[Front-end source files]
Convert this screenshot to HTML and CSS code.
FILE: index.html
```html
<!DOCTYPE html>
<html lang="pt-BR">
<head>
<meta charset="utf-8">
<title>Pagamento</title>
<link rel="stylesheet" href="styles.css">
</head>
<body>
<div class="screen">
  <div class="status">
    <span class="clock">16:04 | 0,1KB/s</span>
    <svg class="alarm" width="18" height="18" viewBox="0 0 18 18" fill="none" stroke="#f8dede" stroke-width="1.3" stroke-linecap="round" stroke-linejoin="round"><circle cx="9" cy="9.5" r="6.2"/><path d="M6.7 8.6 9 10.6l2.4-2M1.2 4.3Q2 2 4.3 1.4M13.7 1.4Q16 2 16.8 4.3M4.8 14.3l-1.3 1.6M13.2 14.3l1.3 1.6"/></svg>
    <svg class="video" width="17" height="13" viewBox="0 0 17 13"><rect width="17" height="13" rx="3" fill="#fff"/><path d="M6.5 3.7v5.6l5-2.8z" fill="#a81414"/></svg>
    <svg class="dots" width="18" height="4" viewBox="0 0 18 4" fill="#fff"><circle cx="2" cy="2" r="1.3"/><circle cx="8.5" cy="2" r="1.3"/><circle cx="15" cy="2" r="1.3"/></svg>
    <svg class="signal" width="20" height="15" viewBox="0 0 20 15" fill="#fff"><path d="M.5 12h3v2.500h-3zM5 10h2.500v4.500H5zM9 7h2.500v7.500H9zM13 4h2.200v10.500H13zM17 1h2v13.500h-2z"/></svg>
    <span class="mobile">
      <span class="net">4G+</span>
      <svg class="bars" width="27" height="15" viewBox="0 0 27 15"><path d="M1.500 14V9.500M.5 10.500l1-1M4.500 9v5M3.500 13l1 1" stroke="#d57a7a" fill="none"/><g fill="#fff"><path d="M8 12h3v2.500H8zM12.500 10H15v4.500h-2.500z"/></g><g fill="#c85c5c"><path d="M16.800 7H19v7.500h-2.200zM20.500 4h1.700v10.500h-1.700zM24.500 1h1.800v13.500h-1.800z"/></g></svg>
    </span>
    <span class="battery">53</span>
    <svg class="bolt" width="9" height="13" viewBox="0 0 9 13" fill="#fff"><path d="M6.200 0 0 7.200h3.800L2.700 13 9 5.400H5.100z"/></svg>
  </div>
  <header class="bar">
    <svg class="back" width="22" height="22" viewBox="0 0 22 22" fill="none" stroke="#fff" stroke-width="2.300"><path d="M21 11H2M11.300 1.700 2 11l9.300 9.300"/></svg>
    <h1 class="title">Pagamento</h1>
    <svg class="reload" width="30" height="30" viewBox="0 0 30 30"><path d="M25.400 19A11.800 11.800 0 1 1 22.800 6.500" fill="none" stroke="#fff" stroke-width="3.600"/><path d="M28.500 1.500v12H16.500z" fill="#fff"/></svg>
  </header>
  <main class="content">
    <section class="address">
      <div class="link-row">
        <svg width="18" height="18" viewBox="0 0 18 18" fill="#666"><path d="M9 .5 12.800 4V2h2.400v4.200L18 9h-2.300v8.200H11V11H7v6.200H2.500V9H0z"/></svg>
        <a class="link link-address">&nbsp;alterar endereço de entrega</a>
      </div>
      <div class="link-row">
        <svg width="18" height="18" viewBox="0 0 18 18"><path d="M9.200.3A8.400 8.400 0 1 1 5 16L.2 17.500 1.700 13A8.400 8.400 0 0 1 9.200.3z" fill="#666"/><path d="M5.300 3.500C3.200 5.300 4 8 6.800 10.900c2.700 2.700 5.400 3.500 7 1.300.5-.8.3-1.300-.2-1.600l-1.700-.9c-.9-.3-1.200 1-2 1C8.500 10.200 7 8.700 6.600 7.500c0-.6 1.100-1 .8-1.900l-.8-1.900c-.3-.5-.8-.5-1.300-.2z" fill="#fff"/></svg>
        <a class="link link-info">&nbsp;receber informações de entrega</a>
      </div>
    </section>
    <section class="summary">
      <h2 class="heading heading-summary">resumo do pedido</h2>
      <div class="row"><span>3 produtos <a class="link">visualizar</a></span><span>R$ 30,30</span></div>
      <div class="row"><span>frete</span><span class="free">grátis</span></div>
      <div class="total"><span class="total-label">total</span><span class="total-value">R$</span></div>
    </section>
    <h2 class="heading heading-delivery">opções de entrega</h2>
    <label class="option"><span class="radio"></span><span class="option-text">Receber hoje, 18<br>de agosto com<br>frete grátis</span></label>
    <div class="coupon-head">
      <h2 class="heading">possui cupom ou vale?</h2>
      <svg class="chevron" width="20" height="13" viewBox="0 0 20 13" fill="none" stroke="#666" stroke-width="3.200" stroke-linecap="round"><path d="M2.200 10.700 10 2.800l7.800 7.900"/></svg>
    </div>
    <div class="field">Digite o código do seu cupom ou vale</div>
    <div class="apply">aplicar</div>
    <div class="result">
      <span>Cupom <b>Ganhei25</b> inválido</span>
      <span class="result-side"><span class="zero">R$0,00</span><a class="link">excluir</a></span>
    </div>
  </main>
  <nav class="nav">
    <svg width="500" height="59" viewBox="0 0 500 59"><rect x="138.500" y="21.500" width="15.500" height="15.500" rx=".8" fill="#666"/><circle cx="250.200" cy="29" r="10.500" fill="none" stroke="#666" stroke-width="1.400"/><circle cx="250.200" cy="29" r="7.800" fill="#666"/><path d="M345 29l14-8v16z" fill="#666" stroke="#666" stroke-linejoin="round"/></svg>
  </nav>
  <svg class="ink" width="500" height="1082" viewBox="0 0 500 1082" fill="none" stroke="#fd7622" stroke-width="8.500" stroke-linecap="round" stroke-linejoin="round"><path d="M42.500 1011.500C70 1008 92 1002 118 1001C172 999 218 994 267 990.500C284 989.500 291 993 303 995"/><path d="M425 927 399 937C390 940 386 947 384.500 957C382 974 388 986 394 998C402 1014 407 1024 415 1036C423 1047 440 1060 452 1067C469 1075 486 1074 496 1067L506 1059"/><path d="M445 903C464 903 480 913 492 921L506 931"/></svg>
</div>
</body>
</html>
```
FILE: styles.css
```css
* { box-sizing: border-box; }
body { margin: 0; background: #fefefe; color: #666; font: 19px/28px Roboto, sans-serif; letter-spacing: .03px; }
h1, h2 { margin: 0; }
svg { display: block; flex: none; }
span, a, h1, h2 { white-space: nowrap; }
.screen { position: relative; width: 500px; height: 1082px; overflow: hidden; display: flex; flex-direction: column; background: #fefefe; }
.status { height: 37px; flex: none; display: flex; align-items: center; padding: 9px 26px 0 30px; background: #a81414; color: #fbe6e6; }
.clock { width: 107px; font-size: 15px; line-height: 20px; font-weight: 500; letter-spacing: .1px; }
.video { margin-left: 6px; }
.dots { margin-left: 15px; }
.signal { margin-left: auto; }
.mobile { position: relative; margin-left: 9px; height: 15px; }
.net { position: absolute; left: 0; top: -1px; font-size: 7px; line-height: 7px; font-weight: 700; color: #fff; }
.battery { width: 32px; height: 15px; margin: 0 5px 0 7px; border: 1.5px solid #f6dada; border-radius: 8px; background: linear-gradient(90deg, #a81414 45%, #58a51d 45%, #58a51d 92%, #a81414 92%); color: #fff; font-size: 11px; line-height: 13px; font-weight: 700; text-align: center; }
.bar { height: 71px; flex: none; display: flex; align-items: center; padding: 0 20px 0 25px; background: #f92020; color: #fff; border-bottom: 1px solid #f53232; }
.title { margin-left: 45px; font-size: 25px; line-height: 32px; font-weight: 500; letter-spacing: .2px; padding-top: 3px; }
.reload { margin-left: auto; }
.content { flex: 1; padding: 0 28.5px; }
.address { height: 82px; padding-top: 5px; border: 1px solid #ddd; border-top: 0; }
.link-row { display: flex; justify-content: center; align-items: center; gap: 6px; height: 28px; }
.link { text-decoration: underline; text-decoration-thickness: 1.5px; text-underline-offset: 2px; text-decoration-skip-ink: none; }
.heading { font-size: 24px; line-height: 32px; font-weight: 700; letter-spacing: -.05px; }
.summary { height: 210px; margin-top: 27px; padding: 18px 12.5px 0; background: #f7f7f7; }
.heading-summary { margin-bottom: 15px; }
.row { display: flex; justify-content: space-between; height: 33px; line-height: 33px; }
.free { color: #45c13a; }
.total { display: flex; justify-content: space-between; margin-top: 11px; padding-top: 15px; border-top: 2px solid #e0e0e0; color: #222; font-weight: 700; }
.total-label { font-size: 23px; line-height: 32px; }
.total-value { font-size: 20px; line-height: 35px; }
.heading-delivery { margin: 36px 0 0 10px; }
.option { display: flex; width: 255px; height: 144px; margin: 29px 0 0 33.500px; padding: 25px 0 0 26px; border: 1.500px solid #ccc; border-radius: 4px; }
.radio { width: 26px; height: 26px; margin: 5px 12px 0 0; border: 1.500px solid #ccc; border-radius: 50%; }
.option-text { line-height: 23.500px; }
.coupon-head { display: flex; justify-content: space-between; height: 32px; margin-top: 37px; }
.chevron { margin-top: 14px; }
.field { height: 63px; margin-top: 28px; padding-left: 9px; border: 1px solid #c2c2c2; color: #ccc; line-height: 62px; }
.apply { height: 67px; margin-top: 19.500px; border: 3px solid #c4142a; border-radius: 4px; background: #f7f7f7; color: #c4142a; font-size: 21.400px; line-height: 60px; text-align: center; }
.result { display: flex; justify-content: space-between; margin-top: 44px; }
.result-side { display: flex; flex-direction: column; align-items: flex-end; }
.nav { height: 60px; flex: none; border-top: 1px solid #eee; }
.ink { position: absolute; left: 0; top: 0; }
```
* * *
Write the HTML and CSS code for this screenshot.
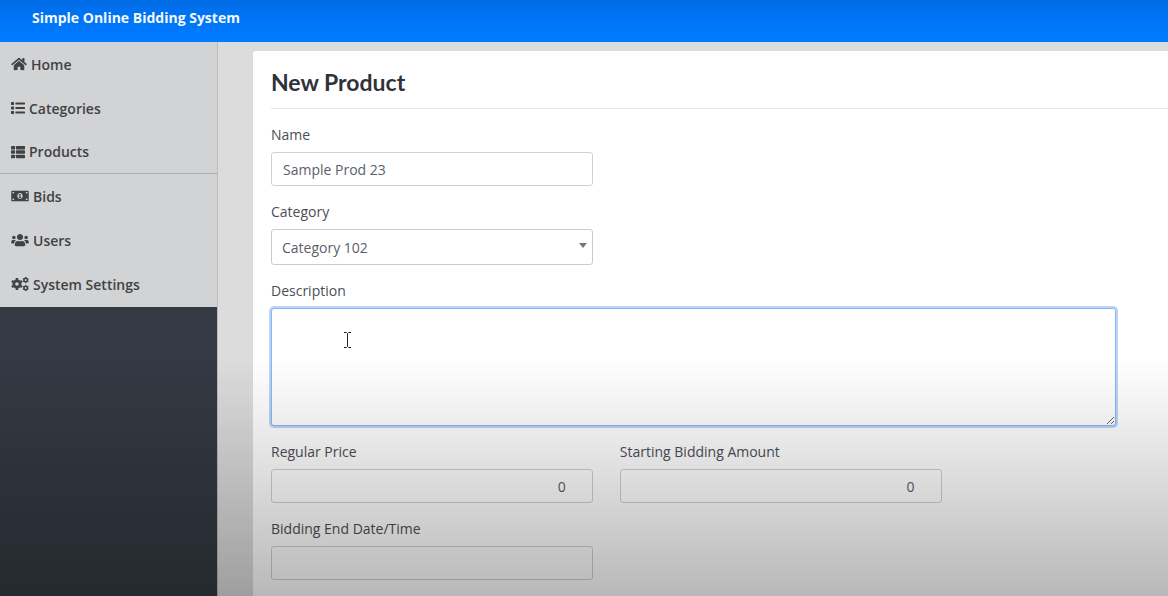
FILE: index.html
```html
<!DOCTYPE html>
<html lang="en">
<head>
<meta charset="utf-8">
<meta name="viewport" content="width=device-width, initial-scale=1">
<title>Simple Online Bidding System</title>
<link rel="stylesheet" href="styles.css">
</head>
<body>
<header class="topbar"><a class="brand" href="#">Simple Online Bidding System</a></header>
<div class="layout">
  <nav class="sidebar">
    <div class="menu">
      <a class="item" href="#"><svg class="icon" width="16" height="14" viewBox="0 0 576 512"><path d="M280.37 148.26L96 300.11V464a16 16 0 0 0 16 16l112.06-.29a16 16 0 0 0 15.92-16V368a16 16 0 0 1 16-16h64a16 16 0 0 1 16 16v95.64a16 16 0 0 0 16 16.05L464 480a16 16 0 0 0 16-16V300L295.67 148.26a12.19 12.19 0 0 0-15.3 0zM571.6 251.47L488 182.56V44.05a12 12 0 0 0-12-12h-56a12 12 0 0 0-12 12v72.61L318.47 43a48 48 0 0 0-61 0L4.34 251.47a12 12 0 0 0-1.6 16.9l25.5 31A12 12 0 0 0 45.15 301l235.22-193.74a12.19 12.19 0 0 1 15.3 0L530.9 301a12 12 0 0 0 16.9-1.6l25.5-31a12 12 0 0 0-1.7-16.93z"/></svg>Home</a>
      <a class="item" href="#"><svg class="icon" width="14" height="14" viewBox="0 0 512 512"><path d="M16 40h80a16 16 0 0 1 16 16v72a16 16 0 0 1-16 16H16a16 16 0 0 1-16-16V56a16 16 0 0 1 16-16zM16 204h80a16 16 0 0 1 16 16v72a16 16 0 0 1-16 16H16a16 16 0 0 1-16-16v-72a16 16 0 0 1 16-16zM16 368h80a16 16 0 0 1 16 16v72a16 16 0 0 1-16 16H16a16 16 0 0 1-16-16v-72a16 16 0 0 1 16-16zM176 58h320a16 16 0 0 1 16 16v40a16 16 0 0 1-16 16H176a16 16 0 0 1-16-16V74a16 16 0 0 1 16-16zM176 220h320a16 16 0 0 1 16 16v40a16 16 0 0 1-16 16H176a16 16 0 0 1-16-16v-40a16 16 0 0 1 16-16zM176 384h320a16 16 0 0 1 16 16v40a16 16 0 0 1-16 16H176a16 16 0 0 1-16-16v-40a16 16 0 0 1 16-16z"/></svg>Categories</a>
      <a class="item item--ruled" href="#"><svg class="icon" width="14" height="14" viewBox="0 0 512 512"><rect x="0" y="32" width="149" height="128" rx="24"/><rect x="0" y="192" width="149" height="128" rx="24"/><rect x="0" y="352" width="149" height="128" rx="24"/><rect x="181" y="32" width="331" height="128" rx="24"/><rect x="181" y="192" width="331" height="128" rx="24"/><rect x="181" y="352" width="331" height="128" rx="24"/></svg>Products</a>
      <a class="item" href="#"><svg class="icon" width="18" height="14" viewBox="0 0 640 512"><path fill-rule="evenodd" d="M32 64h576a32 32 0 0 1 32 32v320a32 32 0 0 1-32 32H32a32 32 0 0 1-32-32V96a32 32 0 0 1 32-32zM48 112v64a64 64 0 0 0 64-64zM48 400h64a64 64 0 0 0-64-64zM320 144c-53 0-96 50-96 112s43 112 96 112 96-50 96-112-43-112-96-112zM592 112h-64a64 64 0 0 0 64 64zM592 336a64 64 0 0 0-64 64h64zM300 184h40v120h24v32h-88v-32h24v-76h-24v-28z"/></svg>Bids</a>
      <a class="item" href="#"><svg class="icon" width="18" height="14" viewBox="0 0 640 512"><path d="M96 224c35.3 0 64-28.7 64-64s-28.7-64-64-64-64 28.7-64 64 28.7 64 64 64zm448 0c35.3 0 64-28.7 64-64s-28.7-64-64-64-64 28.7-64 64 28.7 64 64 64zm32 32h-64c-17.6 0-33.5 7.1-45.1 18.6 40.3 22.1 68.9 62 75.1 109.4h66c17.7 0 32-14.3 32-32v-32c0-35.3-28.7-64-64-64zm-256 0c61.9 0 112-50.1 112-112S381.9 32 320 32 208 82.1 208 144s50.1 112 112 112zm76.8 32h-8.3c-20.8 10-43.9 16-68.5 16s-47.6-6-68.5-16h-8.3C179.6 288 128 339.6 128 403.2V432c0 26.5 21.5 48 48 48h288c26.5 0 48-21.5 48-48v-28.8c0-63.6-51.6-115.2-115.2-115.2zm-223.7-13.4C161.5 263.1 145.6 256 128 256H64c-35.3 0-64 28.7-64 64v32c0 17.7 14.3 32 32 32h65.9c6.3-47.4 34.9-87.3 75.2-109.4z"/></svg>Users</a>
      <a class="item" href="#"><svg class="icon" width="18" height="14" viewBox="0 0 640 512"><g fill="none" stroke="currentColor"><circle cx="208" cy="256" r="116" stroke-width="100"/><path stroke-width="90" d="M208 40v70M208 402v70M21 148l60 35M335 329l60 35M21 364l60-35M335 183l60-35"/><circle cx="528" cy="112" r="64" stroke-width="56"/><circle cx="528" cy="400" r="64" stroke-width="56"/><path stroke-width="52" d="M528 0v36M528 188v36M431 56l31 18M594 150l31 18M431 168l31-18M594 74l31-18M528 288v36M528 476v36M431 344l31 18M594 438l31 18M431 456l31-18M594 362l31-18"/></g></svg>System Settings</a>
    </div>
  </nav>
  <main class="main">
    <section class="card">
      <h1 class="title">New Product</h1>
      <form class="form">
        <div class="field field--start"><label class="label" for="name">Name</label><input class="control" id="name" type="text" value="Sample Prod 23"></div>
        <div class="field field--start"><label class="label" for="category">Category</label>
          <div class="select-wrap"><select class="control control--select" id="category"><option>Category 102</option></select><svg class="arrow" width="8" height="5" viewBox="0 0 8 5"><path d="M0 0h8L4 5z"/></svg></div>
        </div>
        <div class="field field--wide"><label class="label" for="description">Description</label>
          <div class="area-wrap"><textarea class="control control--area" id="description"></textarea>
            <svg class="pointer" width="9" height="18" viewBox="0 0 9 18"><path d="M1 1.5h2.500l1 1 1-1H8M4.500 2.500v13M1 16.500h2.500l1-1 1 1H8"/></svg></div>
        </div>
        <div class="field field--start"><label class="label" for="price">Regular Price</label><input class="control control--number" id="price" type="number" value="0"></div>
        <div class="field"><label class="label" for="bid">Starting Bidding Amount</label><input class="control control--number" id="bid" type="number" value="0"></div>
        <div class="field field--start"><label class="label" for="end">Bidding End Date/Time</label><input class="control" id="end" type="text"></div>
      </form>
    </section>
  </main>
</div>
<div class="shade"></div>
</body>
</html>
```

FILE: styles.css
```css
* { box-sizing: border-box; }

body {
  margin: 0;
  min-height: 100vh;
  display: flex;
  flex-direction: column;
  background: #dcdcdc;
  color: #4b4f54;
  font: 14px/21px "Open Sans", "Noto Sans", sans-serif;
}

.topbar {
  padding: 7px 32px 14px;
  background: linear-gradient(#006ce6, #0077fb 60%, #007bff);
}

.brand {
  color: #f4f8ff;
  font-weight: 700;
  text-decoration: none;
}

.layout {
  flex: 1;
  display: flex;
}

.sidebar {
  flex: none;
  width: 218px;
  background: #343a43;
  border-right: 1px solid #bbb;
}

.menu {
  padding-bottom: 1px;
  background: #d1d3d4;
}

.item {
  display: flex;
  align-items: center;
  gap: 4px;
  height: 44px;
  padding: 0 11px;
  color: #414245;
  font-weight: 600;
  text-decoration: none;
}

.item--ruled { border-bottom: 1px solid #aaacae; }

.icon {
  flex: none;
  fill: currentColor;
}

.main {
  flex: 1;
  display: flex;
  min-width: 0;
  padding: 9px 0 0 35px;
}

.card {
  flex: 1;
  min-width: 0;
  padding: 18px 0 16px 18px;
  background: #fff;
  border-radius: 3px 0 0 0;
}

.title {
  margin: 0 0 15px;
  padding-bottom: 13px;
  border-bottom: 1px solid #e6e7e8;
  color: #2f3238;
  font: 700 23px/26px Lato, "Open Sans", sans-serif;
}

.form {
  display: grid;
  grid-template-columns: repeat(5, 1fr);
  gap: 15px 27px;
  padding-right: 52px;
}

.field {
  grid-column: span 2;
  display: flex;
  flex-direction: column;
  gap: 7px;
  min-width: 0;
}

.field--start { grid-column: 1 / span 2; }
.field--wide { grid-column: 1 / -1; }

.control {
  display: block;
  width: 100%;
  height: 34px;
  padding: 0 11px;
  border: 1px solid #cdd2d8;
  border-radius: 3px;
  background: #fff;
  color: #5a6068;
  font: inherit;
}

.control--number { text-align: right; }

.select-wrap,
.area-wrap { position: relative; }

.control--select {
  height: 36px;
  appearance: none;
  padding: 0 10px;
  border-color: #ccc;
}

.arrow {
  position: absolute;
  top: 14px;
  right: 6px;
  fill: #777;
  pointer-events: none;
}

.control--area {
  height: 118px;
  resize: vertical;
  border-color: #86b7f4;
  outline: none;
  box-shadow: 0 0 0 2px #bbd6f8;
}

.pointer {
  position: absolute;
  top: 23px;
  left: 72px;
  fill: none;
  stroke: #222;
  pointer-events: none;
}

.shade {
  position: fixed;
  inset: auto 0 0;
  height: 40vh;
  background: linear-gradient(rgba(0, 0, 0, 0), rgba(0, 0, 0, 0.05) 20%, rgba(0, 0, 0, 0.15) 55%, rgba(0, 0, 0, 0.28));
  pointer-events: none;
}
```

▸ **GOAL**: In how many lines does the word "code" appear? Respond with the number alone.

▸ **WRITTEN ANSWER**: 2